Task:
Retype the opening lines of the listing below, ending with the line that contains "const columns = 'grid", and leave out any pictures.

Supplied information:
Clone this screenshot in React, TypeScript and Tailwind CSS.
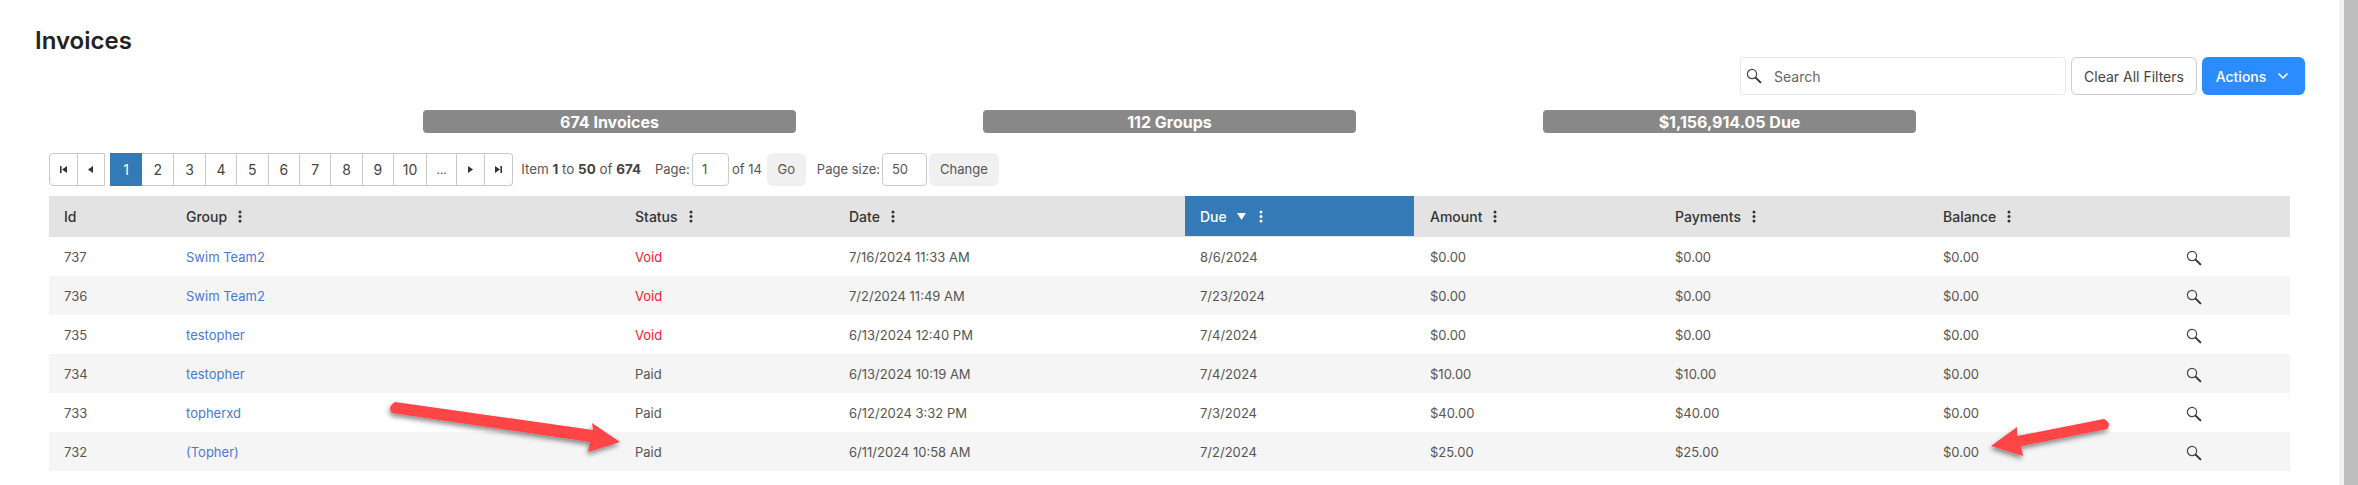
import React from 'react';
import { ChevronDown } from 'lucide-react';

interface InvoiceRow {
    id: number;
    group: string;
    status: string;
    date: string;
    due: string;
    amount: string;
    payments: string;
    balance: string;
}

const rows: InvoiceRow[] = [
    { id: 737, group: 'Swim Team2', status: 'Void', date: '7/16/2024 11:33 AM', due: '8/6/2024', amount: '$0.00', payments: '$0.00', balance: '$0.00' },
    { id: 736, group: 'Swim Team2', status: 'Void', date: '7/2/2024 11:49 AM', due: '7/23/2024', amount: '$0.00', payments: '$0.00', balance: '$0.00' },
    { id: 735, group: 'testopher', status: 'Void', date: '6/13/2024 12:40 PM', due: '7/4/2024', amount: '$0.00', payments: '$0.00', balance: '$0.00' },
    { id: 734, group: 'testopher', status: 'Paid', date: '6/13/2024 10:19 AM', due: '7/4/2024', amount: '$10.00', payments: '$10.00', balance: '$0.00' },
    { id: 733, group: 'topherxd', status: 'Paid', date: '6/12/2024 3:32 PM', due: '7/3/2024', amount: '$40.00', payments: '$40.00', balance: '$0.00' },
    { id: 732, group: '(Topher)', status: 'Paid', date: '6/11/2024 10:58 AM', due: '7/2/2024', amount: '$25.00', payments: '$25.00', balance: '$0.00' },
];

const columns = 'grid grid-cols-[122px_449px_214px_351px_230px_245px_268px_242px_120px]';

const Kebab = ({ className }: { className: string }) => (
    <svg width="4" height="13" viewBox="0 0 4 13" className={className}>
        <circle cx="2" cy="2" r="1.5" fill="currentColor" />
        <circle cx="2" cy="6.5" r="1.5" fill="currentColor" />
        <circle cx="2" cy="11" r="1.5" fill="currentColor" />
    </svg>
);

// magnifier with the heavier handle used by the grid
const Magnifier = ({ className }: { className?: string }) => (
    <svg width="16" height="16" viewBox="0 0 16 16" fill="none" className={className}>
        <circle cx="6" cy="6" r="4.6" stroke="#444" strokeWidth="1.2" />
        <path d="M9.6 9.6L14.4 14.4" stroke="#333" strokeWidth="2" strokeLinecap="round" />
    </svg>
);

const HeadCell = ({ label }: { label: string }) => (
    <div className="flex items-center gap-[11px] pl-[15px] text-[14px] font-medium text-[#333]">
        {label}
        <Kebab className="text-[#333]" />
    </div>
);

const PagerIcon = ({ d }: { d: string }) => (
    <svg width="9" height="9" viewBox="0 0 9 9">
        <path d={d} fill="#333" />
    </svg>
);

const pagerCell = 'flex h-full items-center justify-center border-l border-[#c9c9c9] first:border-l-0';

const Pager = () => (
    <div className="flex h-[33px] items-stretch text-[14px] text-[#444]">
        <div className="flex w-[56px] rounded-l-[4px] border border-[#c9c9c9]">
            <div className={`${pagerCell} w-[28px]`}><PagerIcon d="M1 1h1.6v7H1zM8 1v7L3 4.5z" /></div>
            <div className={`${pagerCell} w-[28px]`}><PagerIcon d="M7 1v7L2 4.5z" /></div>
        </div>
        <div className="ml-[5px] flex w-[32px] items-center justify-center bg-[#337ab7] text-white">1</div>
        <div className="flex rounded-r-[4px] border-y border-r border-[#c9c9c9]">
            {['2', '3', '4', '5', '6', '7', '8', '9'].map((n) => (
                <div key={n} className={`${pagerCell} w-[31.4px]`}>{n}</div>
            ))}
            <div className={`${pagerCell} w-[33px]`}>10</div>
            <div className={`${pagerCell} w-[30px] text-[12px]`}>...</div>
            <div className={`${pagerCell} w-[28px]`}><PagerIcon d="M2 1v7l5-3.5z" /></div>
            <div className="flex w-[28px] items-center justify-center border-l border-[#c9c9c9]"><PagerIcon d="M1 1v7l5-3.5zM6.4 1H8v7H6.4z" /></div>
        </div>
    </div>
);

const PagerInput = ({ value, width }: { value: string; width: string }) => (
    <div className={`flex h-[33px] items-center rounded-[4px] border border-[#ccc] pl-[9px] text-[13px] text-[#555] ${width}`}>{value}</div>
);

const App: React.FC = () => {
    return (
        <div className="relative h-[485px] overflow-hidden bg-white font-['Inter',sans-serif]">
            <div className="pl-[35px] pt-[28px]">
                <h1 className="text-[24px] font-semibold leading-[26px] text-[#222]">Invoices</h1>

                <div className="mt-[3px] flex justify-end gap-[5px] pr-[53px]">
                    <div className="flex h-[38px] w-[326px] items-center gap-[12px] rounded-[4px] border border-[#e8e8e8] pl-[5px] text-[14px] text-[#666]">
                        <Magnifier />
                        Search
                    </div>
                    <button className="h-[38px] w-[126px] rounded-[6px] border border-[#ccc] text-[14px] text-[#444]">Clear All Filters</button>
                    <button className="flex h-[38px] w-[103px] items-center justify-center gap-[9px] rounded-[6px] bg-[#2b8cff] text-[14px] font-medium text-white">
                        Actions
                        <ChevronDown className="size-[16px]" strokeWidth={2.5} />
                    </button>
                </div>
            </div>

            <div className="ml-[49px] w-[2241px]">
                <div className="mt-[15px] flex justify-center gap-[187px]">
                    {['674 Invoices', '112 Groups', '$1,156,914.05 Due'].map((label) => (
                        <div key={label} className="flex h-[23px] w-[373px] items-center justify-center rounded-[4px] bg-[#888] text-[16px] font-bold text-white">
                            {label}
                        </div>
                    ))}
                </div>

                <div className="mt-[20px] flex items-center text-[13px] text-[#555]">
                    <Pager />
                    <span className="ml-[8px] text-[13.4px]">Item <b className="font-bold text-[#444]">1</b> to <b className="font-bold text-[#444]">50</b> of <b className="font-bold text-[#444]">674</b></span>
                    <span className="ml-[14px] mr-[2px]">Page:</span>
                    <PagerInput value="1" width="w-[37px]" />
                    <span className="ml-[3px]">of 14</span>
                    <button className="ml-[5px] h-[33px] w-[39px] rounded-[6px] bg-[#f0f0f0] text-[#555]">Go</button>
                    <span className="ml-[11px]">Page size:</span>
                    <PagerInput value="50" width="ml-[2px] w-[45px]" />
                    <button className="ml-[2px] h-[33px] w-[70px] rounded-[6px] bg-[#f0f0f0] text-[#555]">Change</button>
                </div>

                <div className={`${columns} mt-[10px] h-[41px] items-center bg-[#e3e3e3]`}>
                    <div className="pl-[15px] text-[14px] font-medium text-[#333]">Id</div>
                    <HeadCell label="Group" />
                    <HeadCell label="Status" />
                    <HeadCell label="Date" />
                    <div className="mr-[1px] flex h-[40px] items-center self-start bg-[#337ab7] pl-[15px] text-[14px] font-medium text-white">
                        Due
                        <svg width="9" height="7" viewBox="0 0 9 7" className="ml-[10px]"><path d="M0 0h9L4.5 7z" fill="#fff" /></svg>
                        <Kebab className="ml-[13px] text-white" />
                    </div>
                    <HeadCell label="Amount" />
                    <HeadCell label="Payments" />
                    <HeadCell label="Balance" />
                    <div />
                </div>

                {rows.map((row, i) => (
                    <div key={row.id} className={`${columns} h-[39px] items-center pt-[2px] text-[13px] text-[#555] ${i % 2 === 1 ? 'bg-[#f5f5f5]' : ''}`}>
                        <div className="pl-[15px]">{row.id}</div>
                        <div className="pl-[15px] text-[#4a78d8]">{row.group}</div>
                        <div className={row.status === 'Void' ? 'pl-[15px] text-[#f0202e]' : 'pl-[15px]'}>{row.status}</div>
                        <div className="pl-[15px]">{row.date}</div>
                        <div className="pl-[15px]">{row.due}</div>
                        <div className="pl-[15px]">{row.amount}</div>
                        <div className="pl-[15px]">{row.payments}</div>
                        <div className="pl-[15px]">{row.balance}</div>
                        <div className="pl-[16px]"><Magnifier className="mt-[1px]" /></div>
                    </div>
                ))}
            </div>

            {/* scrollbar */}
            <div className="absolute right-0 top-0 flex h-full">
                <div className="w-[5px] bg-[#f1f1f1]" />
                <div className="w-[14px] bg-[#bdbdbd]" />
            </div>

            {/* annotation arrows */}
            <svg className="pointer-events-none absolute left-0 top-0" width="2358" height="485">
                <defs>
                    <filter id="arrowShadow" x="-20%" y="-40%" width="140%" height="180%">
                        <feDropShadow dx="-1" dy="3" stdDeviation="2.5" floodColor="#000" floodOpacity="0.45" />
                    </filter>
                </defs>
                <g fill="#ff4444" filter="url(#arrowShadow)">
                    <path d="M395 402 L593 430 L592 423 L620 442 L588 452 L590 442 L392 413 Q387 407 395 402 Z" />
                    <path d="M2104 419 L2017 436 L2017 427 L1991 446 L2023 456 L2021 446 L2107 429 Q2112 423 2104 419 Z" />
                </g>
            </svg>
        </div>
    );
};

export default App;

Answer to the exercise:
Clone this screenshot in React, TypeScript and Tailwind CSS.
import React from 'react';
import { ChevronDown } from 'lucide-react';

interface InvoiceRow {
    id: number;
    group: string;
    status: string;
    date: string;
    due: string;
    amount: string;
    payments: string;
    balance: string;
}

const rows: InvoiceRow[] = [
    { id: 737, group: 'Swim Team2', status: 'Void', date: '7/16/2024 11:33 AM', due: '8/6/2024', amount: '$0.00', payments: '$0.00', balance: '$0.00' },
    { id: 736, group: 'Swim Team2', status: 'Void', date: '7/2/2024 11:49 AM', due: '7/23/2024', amount: '$0.00', payments: '$0.00', balance: '$0.00' },
    { id: 735, group: 'testopher', status: 'Void', date: '6/13/2024 12:40 PM', due: '7/4/2024', amount: '$0.00', payments: '$0.00', balance: '$0.00' },
    { id: 734, group: 'testopher', status: 'Paid', date: '6/13/2024 10:19 AM', due: '7/4/2024', amount: '$10.00', payments: '$10.00', balance: '$0.00' },
    { id: 733, group: 'topherxd', status: 'Paid', date: '6/12/2024 3:32 PM', due: '7/3/2024', amount: '$40.00', payments: '$40.00', balance: '$0.00' },
    { id: 732, group: '(Topher)', status: 'Paid', date: '6/11/2024 10:58 AM', due: '7/2/2024', amount: '$25.00', payments: '$25.00', balance: '$0.00' },
];

const columns = 'grid grid-cols-[122px_449px_214px_351px_230px_245px_268px_242px_120px]';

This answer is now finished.